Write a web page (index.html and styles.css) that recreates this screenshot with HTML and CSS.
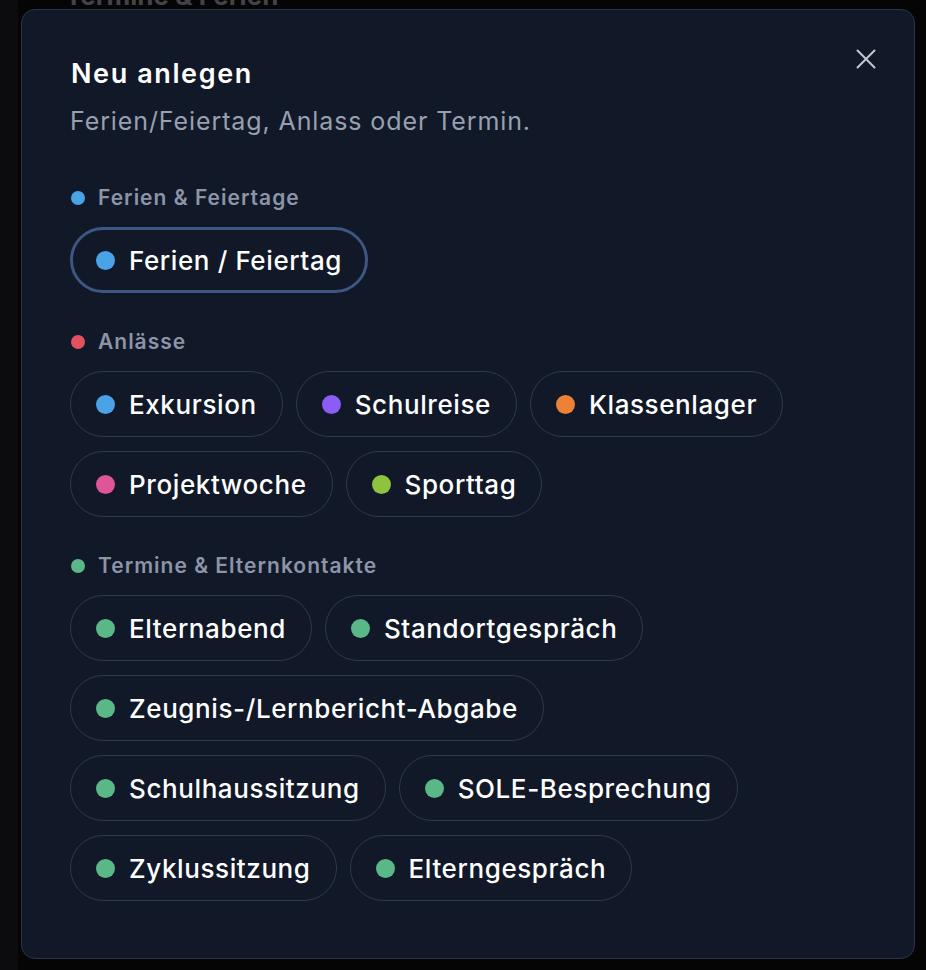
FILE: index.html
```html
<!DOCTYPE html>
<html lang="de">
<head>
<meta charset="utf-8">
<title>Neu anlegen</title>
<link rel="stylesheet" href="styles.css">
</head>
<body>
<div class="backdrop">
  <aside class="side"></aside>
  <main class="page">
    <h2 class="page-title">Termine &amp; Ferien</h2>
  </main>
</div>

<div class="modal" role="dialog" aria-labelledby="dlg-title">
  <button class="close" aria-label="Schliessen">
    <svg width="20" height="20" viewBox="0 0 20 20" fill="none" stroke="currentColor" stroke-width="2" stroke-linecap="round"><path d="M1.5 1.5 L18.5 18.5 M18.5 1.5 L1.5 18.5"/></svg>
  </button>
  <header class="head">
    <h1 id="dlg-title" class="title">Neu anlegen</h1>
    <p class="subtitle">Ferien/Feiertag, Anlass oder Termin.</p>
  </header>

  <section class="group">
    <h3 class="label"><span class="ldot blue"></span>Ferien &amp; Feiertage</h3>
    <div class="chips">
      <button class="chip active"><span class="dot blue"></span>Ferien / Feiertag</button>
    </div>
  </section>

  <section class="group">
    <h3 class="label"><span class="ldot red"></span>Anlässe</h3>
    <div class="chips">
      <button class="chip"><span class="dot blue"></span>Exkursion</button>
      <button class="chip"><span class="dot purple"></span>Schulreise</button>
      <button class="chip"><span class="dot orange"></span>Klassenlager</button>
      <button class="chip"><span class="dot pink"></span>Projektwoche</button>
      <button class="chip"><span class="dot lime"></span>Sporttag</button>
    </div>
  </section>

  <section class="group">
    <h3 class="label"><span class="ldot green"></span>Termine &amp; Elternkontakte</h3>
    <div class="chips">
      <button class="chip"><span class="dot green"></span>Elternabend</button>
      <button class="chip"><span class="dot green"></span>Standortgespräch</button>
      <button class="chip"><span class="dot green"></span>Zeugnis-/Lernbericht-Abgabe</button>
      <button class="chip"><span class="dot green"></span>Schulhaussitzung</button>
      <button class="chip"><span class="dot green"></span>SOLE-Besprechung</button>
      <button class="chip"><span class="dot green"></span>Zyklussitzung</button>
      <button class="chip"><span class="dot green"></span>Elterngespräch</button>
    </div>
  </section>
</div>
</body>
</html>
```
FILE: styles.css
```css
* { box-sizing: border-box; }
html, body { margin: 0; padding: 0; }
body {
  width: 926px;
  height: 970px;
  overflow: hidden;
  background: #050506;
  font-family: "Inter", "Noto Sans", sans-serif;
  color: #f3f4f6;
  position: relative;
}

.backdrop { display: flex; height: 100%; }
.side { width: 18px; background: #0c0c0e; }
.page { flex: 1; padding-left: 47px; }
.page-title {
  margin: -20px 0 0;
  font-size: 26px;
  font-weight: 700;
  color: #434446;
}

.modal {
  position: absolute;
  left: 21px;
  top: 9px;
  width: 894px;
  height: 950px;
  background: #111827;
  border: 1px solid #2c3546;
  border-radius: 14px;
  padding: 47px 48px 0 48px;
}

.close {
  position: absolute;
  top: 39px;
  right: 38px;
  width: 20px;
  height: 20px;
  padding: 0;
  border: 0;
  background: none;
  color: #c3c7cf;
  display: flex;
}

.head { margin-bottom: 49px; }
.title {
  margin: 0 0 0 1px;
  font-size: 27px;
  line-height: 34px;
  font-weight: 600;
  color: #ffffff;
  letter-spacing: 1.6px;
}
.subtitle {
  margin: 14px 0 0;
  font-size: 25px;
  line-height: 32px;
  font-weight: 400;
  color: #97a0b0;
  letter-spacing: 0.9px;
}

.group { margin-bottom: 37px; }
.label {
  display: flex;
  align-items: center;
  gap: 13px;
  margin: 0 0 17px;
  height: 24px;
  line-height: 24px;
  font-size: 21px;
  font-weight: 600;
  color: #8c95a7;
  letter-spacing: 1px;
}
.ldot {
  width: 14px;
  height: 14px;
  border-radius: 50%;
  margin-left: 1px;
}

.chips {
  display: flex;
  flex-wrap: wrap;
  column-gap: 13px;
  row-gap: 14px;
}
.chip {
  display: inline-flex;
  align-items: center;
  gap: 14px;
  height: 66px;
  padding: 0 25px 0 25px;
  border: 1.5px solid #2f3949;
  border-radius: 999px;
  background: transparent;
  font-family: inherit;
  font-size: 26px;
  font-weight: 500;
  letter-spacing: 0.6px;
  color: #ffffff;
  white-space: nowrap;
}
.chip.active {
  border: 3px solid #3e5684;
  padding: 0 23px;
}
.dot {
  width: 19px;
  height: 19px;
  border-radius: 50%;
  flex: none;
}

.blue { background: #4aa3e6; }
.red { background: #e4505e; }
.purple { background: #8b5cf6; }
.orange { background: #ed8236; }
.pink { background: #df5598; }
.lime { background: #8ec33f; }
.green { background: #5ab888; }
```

» What you will do
Only the number is wanted: how many lines contain the string "styles"?

» Solution for this problem
3